132. This is not an end to the matter, however. The Charterer has two further arguments. First, it contends that the “act” was not an act of the Charterers, their sub-contractors or servants; and, secondly, for the purposes of clause 8(d), the Charterer contends that it cannot be said that there is clear and irrefutable evidence that the cargo claims “arose out of” any “act” by the Charterer. We can deal with these submissions shortly.
(1) In our view it was from the loading of the Montevideo Cargo (with its particular characteristics) and the instruction for the carriage of the Montevideo Cargo to the PRC that the Charterer’s responsibility would have arisen under the ICA. This was the relevant “act”.
(2) Further, it was this act which gave rise to the cargo claims by Cargo Interests.”
Owners’ claim under the implied indemnity succeeded. The Tribunal referred to Charterers’ submissions that the implied indemnity was not engaged by ordinary trading risks that Owners agreed to bear and for which they were remunerated by the payment of hire; that hire was paid here for carrying lawful and permitted cargo within the permitted trading limits; and that § [11] of The “Kos” supported Charterers’ case. The Tribunal continued as follows:-
“136. The Charterer also points out that this is not a case where the cargo itself caused damage but where liability has been wrongly imposed by the Chinese Courts, and where the cause of Grand Amazon’s complaint against the Charterer should not have led to any liability being incurred by them. Whether analysed as a matter of the scope of the indemnity or causation, the Charterer says, there is no basis for imposing liability upon the Charterer for a loss that cannot be said to have been the natural or ordinary consequence of the loading of a cargo affected by inherent vice. The Charterer submits that this is particularly so in circumstances where the risk of their being an adverse judgment from the Chinese Courts was one Grand Amazon must be taken to have known about when the Charterparty was fixed. It is not a risk which was unknown at the time of contracting. In this regard it referred the Tribunal to The Island Archon [1994] 2 Lloyd’s Rep 277 and to the 36th Donald O’May lecture delivered by Sir Nicholas Hamblen, Under charterers’ orders - to indemnify or not to indemnify, reported at [2019] LMCLQ 200.

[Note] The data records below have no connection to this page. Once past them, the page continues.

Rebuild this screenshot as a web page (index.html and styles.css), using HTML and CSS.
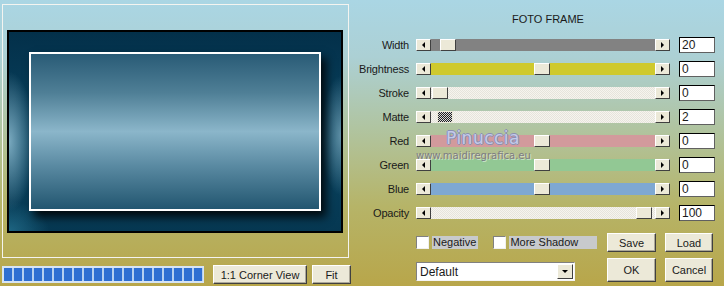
FILE: index.html
```html
<!DOCTYPE html>
<html lang="en">
  <head>
    <meta charset="UTF-8" />
    <title>Foto Frame</title>
    <link rel="stylesheet" href="styles.css">
  </head>
  <body>
    <div class="dialog">
      <div class="left">
        <div class="preview">
          <div class="frame">
            <div class="photo"></div>
          </div>
        </div>
        <div class="preview-bar">
          <div class="progress"></div>
          <button class="btn corner">1:1 Corner View</button>
          <button class="btn fit">Fit</button>
        </div>
      </div>

      <div class="right">
        <div class="title">FOTO FRAME</div>

        <div class="row">
          <div class="label">Width</div>
          <div class="slider">
            <span class="arrow arrow-left"></span>
            <div class="track gray"><span class="thumb" style="margin-left: 9px"></span></div>
            <span class="arrow arrow-right"></span>
          </div>
          <div class="value">20</div>
        </div>
        <div class="row">
          <div class="label">Brightness</div>
          <div class="slider">
            <span class="arrow arrow-left"></span>
            <div class="track yellow"><span class="thumb" style="margin-left: 103px"></span></div>
            <span class="arrow arrow-right"></span>
          </div>
          <div class="value">0</div>
        </div>
        <div class="row">
          <div class="label">Stroke</div>
          <div class="slider">
            <span class="arrow arrow-left"></span>
            <div class="track hatch"><span class="thumb" style="margin-left: 1px"></span></div>
            <span class="arrow arrow-right"></span>
          </div>
          <div class="value">0</div>
        </div>
        <div class="row">
          <div class="label">Matte</div>
          <div class="slider">
            <span class="arrow arrow-left"></span>
            <div class="track hatch"><span class="thumb checker" style="margin-left: 6px"></span></div>
            <span class="arrow arrow-right"></span>
          </div>
          <div class="value">2</div>
        </div>
        <div class="row">
          <div class="label">Red</div>
          <div class="slider">
            <span class="arrow arrow-left"></span>
            <div class="track red"><span class="thumb" style="margin-left: 103px"></span></div>
            <span class="arrow arrow-right"></span>
          </div>
          <div class="value">0</div>
        </div>
        <div class="row">
          <div class="label">Green</div>
          <div class="slider">
            <span class="arrow arrow-left"></span>
            <div class="track green"><span class="thumb" style="margin-left: 103px"></span></div>
            <span class="arrow arrow-right"></span>
          </div>
          <div class="value">0</div>
        </div>
        <div class="row">
          <div class="label">Blue</div>
          <div class="slider">
            <span class="arrow arrow-left"></span>
            <div class="track blue"><span class="thumb" style="margin-left: 103px"></span></div>
            <span class="arrow arrow-right"></span>
          </div>
          <div class="value">0</div>
        </div>
        <div class="row">
          <div class="label">Opacity</div>
          <div class="slider">
            <span class="arrow arrow-left"></span>
            <div class="track hatch"><span class="thumb" style="margin-left: 205px"></span></div>
            <span class="arrow arrow-right"></span>
          </div>
          <div class="value">100</div>
        </div>

        <div class="actions">
          <div class="checks">
            <div class="check"><span class="box"></span><span class="caption">Negative</span></div>
            <div class="check"><span class="box"></span><span class="caption wide">More Shadow</span></div>
          </div>
          <button class="btn">Save</button>
          <button class="btn">Load</button>
          <div class="select">
            <span class="select-text">Default</span>
            <span class="drop"></span>
          </div>
          <button class="btn tall">OK</button>
          <button class="btn tall">Cancel</button>
        </div>

        <!--watermark over the sliders-->
        <div class="watermark">
          <div class="wm-name">Pinuccia</div>
          <div class="wm-site">www.maidiregrafica.eu</div>
        </div>
      </div>
    </div>
  </body>
</html>
```

FILE: styles.css
```css
body {
  margin: 0;
  padding: 0;
  width: 724px;
  height: 286px;
  overflow: hidden;
  font-family: "Liberation Sans", Arial, sans-serif;
  font-size: 11px;
  color: #1a1a1a;
  background: linear-gradient(to bottom, #aad6e4 0%, #acd0d4 20%, #b0c4a0 45%, #b6b468 72%, #b8a64a 100%);
}
.dialog {
  display: flex;
  height: 286px;
}

/* preview side */
.left {
  width: 352px;
  box-sizing: border-box;
  padding: 4px 0 0 2px;
  display: flex;
  flex-direction: column;
}
.preview {
  width: 347px;
  height: 254px;
  box-sizing: border-box;
  border: 1px solid #f4f4f0;
  padding: 25px 0 0 4px;
}
.frame {
  width: 336px;
  height: 203px;
  box-sizing: border-box;
  border: 2px solid #000;
  padding: 20px;
  background:
    radial-gradient(ellipse 26px 70px at 0% 55%, rgba(150, 195, 215, 0.8), rgba(150, 195, 215, 0)),
    radial-gradient(ellipse 20px 60px at 100% 52%, rgba(130, 175, 195, 0.7), rgba(130, 175, 195, 0)),
    radial-gradient(ellipse 40px 30px at 0% 100%, rgba(40, 120, 150, 0.7), rgba(40, 120, 150, 0)),
    linear-gradient(to bottom, #03304a, #0a4460 55%, #063852);
}
.photo {
  width: 292px;
  height: 159px;
  box-sizing: border-box;
  border: 2px solid #fff;
  background: linear-gradient(to bottom, #295b76 0%, #4f7f96 25%, #8bb6ca 50%, #5a8aa2 72%, #225670 100%);
  box-shadow: 5px 6px 9px rgba(0, 0, 0, 0.85);
}
.preview-bar {
  display: flex;
  align-items: center;
  margin-top: 7px;
}
.progress {
  width: 202px;
  height: 17px;
  box-sizing: border-box;
  padding: 2px 1px 2px 2px;
  background:
    repeating-linear-gradient(to right, #2f6fd2 0 8px, #b6d0f0 8px 10px) content-box,
    #d6e4f4;
}
.corner {
  width: 94px;
  height: 19px;
  margin-left: 9px;
}
.fit {
  width: 39px;
  height: 19px;
  margin-left: 5px;
}

/* classic buttons */
.btn {
  font-family: "Liberation Sans", Arial, sans-serif;
  font-size: 11px;
  color: #1a1a1a;
  background: #ece9d8;
  border: 1px solid;
  border-color: #fff #404040 #404040 #fff;
  box-shadow: inset -1px -1px #aca899;
  padding: 0;
  height: 19px;
}
.btn.tall {
  height: 24px;
}

/* controls side */
.right {
  flex: 1;
  position: relative;
}
.title {
  width: 264px;
  margin-left: 64px;
  padding-top: 12px;
  line-height: 15px;
  text-align: center;
  margin-bottom: 6px;
}
.row {
  display: flex;
  align-items: center;
  height: 24px;
}
.label {
  width: 57px;
  text-align: right;
  letter-spacing: -0.2px;
}
.slider {
  display: flex;
  margin-left: 7px;
  height: 12px;
}
.arrow {
  width: 15px;
  height: 12px;
  box-sizing: border-box;
  background: #ece9d8;
  border: 1px solid;
  border-color: #fff #404040 #404040 #fff;
  display: flex;
  align-items: center;
  justify-content: center;
}
.arrow-left::before {
  content: "";
  border-top: 3px solid transparent;
  border-bottom: 3px solid transparent;
  border-right: 3px solid #000;
}
.arrow-right::before {
  content: "";
  border-top: 3px solid transparent;
  border-bottom: 3px solid transparent;
  border-left: 3px solid #000;
}
.track {
  width: 224px;
  height: 12px;
  display: flex;
}
.track.gray {
  background: #828282;
}
.track.yellow {
  background: #cfc92e;
}
.track.red {
  background: #d29a9c;
}
.track.green {
  background: #92c894;
}
.track.blue {
  background: #7ea8d2;
}
.track.hatch {
  background: repeating-conic-gradient(#f6f4ee 0 25%, #e6e4dc 0 50%) 0 0 / 2px 2px;
}
.thumb {
  width: 16px;
  height: 12px;
  box-sizing: border-box;
  background: #ece9d8;
  border: 1px solid;
  border-color: #fff #404040 #404040 #fff;
}
.thumb.checker {
  border: 1px solid #ece9d8;
  background: repeating-conic-gradient(#202020 0 25%, #d8d8d8 0 50%) 0 0 / 2px 2px;
}
.value {
  width: 36px;
  height: 16px;
  box-sizing: border-box;
  margin-left: 9px;
  background: #fff;
  border: 1px solid #000;
  border-right-color: #606060;
  border-bottom-color: #606060;
  padding-left: 2px;
  font-size: 12px;
  line-height: 14px;
}

/* bottom block */
.actions {
  display: grid;
  grid-template-columns: 182px 49px 48px;
  grid-template-rows: 19px 24px;
  column-gap: 9px;
  row-gap: 6px;
  margin: 8px 0 0 64px;
}
.checks {
  display: flex;
  align-items: center;
}
.check {
  display: flex;
  align-items: center;
  margin-right: 15px;
}
.box {
  width: 13px;
  height: 13px;
  box-sizing: border-box;
  background: #fff;
  border: 1px solid;
  border-color: #808080 #f0f0f0 #f0f0f0 #808080;
}
.caption {
  margin-left: 3px;
  height: 13px;
  line-height: 13px;
  background: #c8cacc;
  padding: 0 2px 0 1px;
}
.caption.wide {
  width: 88px;
  box-sizing: border-box;
}
.select {
  align-self: end;
  margin-bottom: 1px;
  width: 159px;
  height: 19px;
  box-sizing: border-box;
  background: #fff;
  border: 1px solid;
  border-color: #808080 #f4f4f4 #f4f4f4 #808080;
  display: flex;
  align-items: center;
  justify-content: space-between;
  padding: 0 1px 0 3px;
}
.select-text {
  font-size: 12px;
}
.drop {
  width: 16px;
  height: 15px;
  box-sizing: border-box;
  background: #ece9d8;
  border: 1px solid;
  border-color: #fff #404040 #404040 #fff;
  display: flex;
  align-items: center;
  justify-content: center;
}
.drop::before {
  content: "";
  border-left: 3px solid transparent;
  border-right: 3px solid transparent;
  border-top: 3px solid #000;
}

/* watermark */
.watermark {
  position: absolute;
  left: 64px;
  top: 128px;
  pointer-events: none;
}
.wm-name {
  margin-left: 30px;
  font-family: "DejaVu Sans", sans-serif;
  font-size: 17px;
  letter-spacing: 0.5px;
  color: #c4cae8;
  text-shadow: -1px 0 #8a90b4, 1px 0 #8a90b4, 0 -1px #8a90b4, 0 1px #8a90b4;
  line-height: 20px;
}
.wm-site {
  font-family: "DejaVu Sans", sans-serif;
  font-size: 10px;
  color: #7c7c84;
  text-shadow: 1px 1px rgba(255, 255, 255, 0.5);
  line-height: 12px;
  margin-top: 2px;
}
```
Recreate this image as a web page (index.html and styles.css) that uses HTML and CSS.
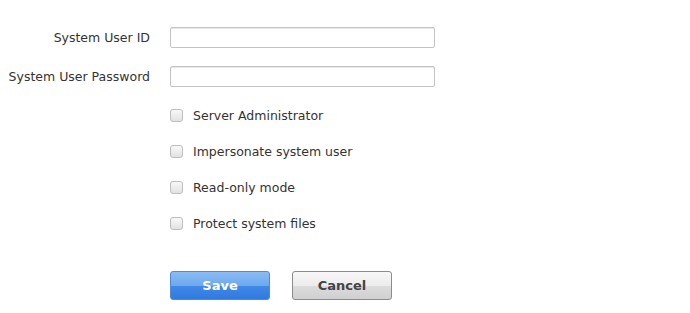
FILE: index.html
```html
<html>
	<head>
<link rel="stylesheet" href="styles.css">
	</head>
	<body>
		<form class="user-form">
			<div class="field">
				<label class="field-label" for="uid">System User ID</label>
				<input class="text-input" type="text" id="uid">
			</div>
			<div class="field">
				<label class="field-label" for="upw">System User Password</label>
				<input class="text-input" type="password" id="upw">
			</div>

			<div class="options">
				<label class="check"><input type="checkbox"> Server Administrator</label>
				<label class="check"><input type="checkbox"> Impersonate system user</label>
				<label class="check"><input type="checkbox"> Read-only mode</label>
				<label class="check"><input type="checkbox"> Protect system files</label>
			</div>

			<div class="actions">
				<button type="button" class="btn btn-save">Save</button>
				<button type="button" class="btn btn-cancel">Cancel</button>
			</div>
		</form>
	</body>
</html>
```

FILE: styles.css
```css
body {
    margin: 0;
    background: #ffffff;
    font-family: "DejaVu Sans", Verdana, sans-serif;
    font-size: 12.5px;
    color: #333333;
}

.user-form {
    padding-top: 27px;
}

.field {
    display: grid;
    grid-template-columns: 150px 265px;
    column-gap: 20px;
    align-items: center;
    margin-bottom: 18px;
}

.field-label {
    text-align: right;
}

.text-input {
    height: 21px;
    margin: 0;
    padding: 0 4px;
    border: 1px solid #c4c4c4;
    border-radius: 2px;
    box-shadow: inset 0 1px 1px #e6e6e6;
    font: inherit;
}

.options {
    display: flex;
    flex-direction: column;
    gap: 16px;
    padding-left: 170px;
}

.check {
    display: flex;
    align-items: center;
    gap: 10px;
    height: 20px;
}

.check input {
    appearance: none;
    -webkit-appearance: none;
    width: 13px;
    height: 13px;
    margin: 0;
    border: 1px solid #bdbdbd;
    border-radius: 3px;
    background: linear-gradient(#f8f8f8, #e2e2e2);
}

.actions {
    display: flex;
    gap: 22px;
    padding-left: 170px;
    margin-top: 38px;
}

.btn {
    width: 100px;
    height: 29px;
    border-radius: 3px;
    font-family: "DejaVu Sans", Tahoma, sans-serif;
    font-size: 13px;
    font-weight: bold;
}

.btn-save {
    color: #ffffff;
    border: 1px solid #4f8ad8;
    background: linear-gradient(#8abcf3 0%, #6ea9ef 50%, #4189e7 52%, #2f7ae0 100%);
}

.btn-cancel {
    color: #444444;
    border: 1px solid #8c8c8c;
    background: linear-gradient(#f7f7f7 0%, #ececec 50%, #dcdcdc 52%, #d0d0d0 100%);
}
```
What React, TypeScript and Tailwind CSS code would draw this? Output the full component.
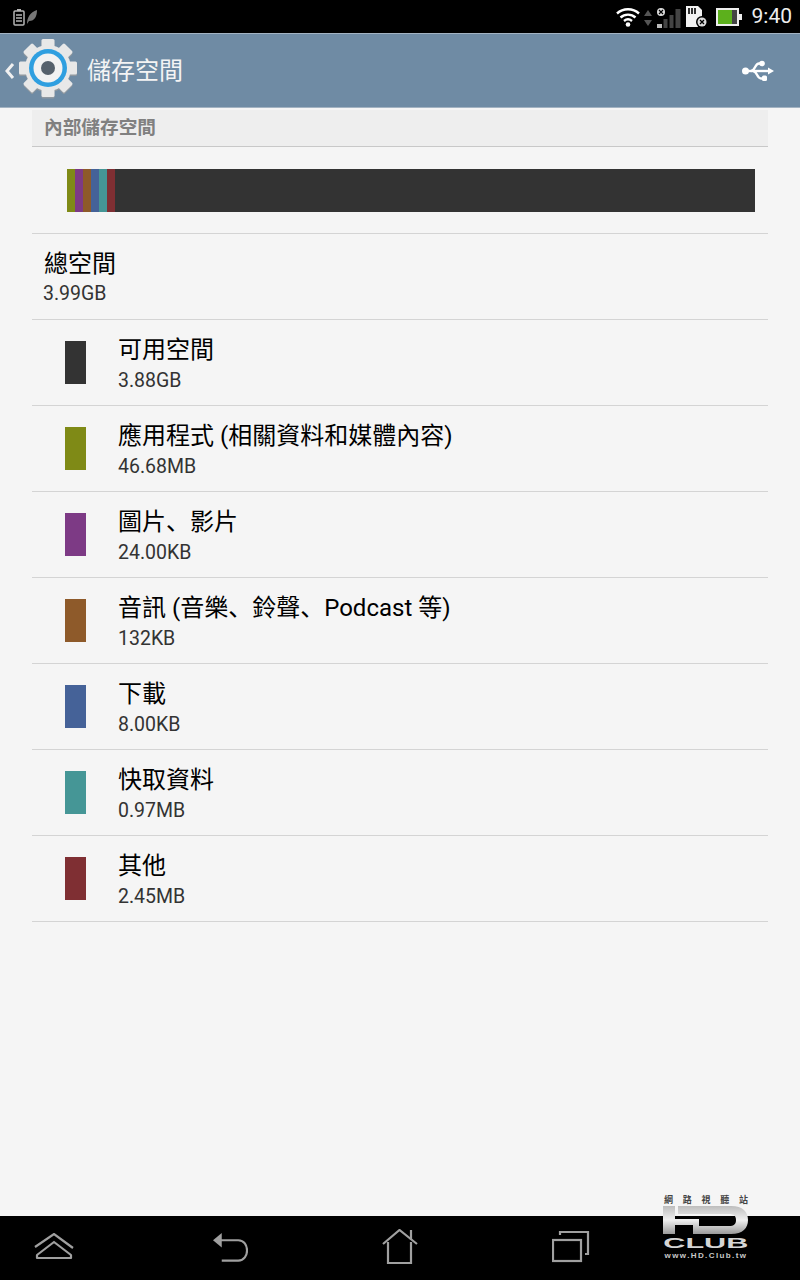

137. In our view the alleged defence is without merit. Grand Amazon’s liability to Cargo Interests in respect of the damaged Montevideo Cargo was not an ordinary cost or risk associated with the performance of the chartered service. It was not one of the broad range of physical and commercial hazards which are normally incidental to the chartered service. It was a loss arising from a cost or risk which it had not expressly or impliedly agreed in the Charterparty to bear. For such liability Grand Amazon was not being remunerated. A cargo with a propensity to self-heat is outside the limits of the Charterparty, and outside the kind of risk which Grand Amazon agreed to bear under the Charterparty…
140. … In the present case the Charterer’s direction gave rise to a loss suffered by Grand Amazon without its fault, arising directly from the delivery of the Montevideo cargo in accordance with the Charterer’s instructions. In our view the loss is squarely within the scope of the implied indemnity. It arose directly from the Charterer’s orders and, on a fair reading of the Charterparty, Grand Amazon cannot be understood to have accepted this risk when it agreed to act on the Charterer’s instructions.
141. In this context, the issue of causation is whether the chain of causation between the Charterer’s “act” and the loss suffered by Grand Amazon was broken. The Tribunal’s findings on causation in the context of a claim under the ICA are dealt with at paragraph 123 above. The position is a fortiori in this context. Grand Amazon did not fail to take reasonable steps to enforce its rights in London arbitration proceedings and the cause of its loss was not any failure on its part. Grand Amazon’s loss arose out of compliance with the Charterer’s orders under the Charterparty.”
The Tribunal made the following comments in respect of The Island Archon, on which Charterers had relied:-
“138. The Island Archon, on which the Charterer relies, concerned a very different set of circumstances. It concerned the chaos prevalent in Iraqi courts at the time of the facts giving rise to that dispute, chaos referred to as the “Iraqi system”. The arbitrator found that:
“At the relevant time – and this was well-known in shipping circles – chaos was prevalent in Iraqi ports, and in all aspects of their operation including the handling and supervision of cargoes and the pursuit of cargo claims … put shortly, any ship ordered to discharge general cargo in Iraq was almost bound to have cargo claims made against it and to have those claims taken to court locally, leading to adverse judgments, regardless of whether there was any actual shortage or damage, or otherwise any liability on the ship under the bills of lading.”
139. As regards the carriage of general cargoes to China in 2014 the position was very different. Cargo claims were not almost inevitable. Cargo claims were only brought in respect of damaged cargo. The risk of unjustified cargo claims was not a risk which had been accepted by Grand Amazon.”
Accordingly the Tribunal concluded that Charterers were liable to indemnify Owners against their liability to Cargo Interests under the PRC Judgment and the costs incurred in the PRC Proceedings.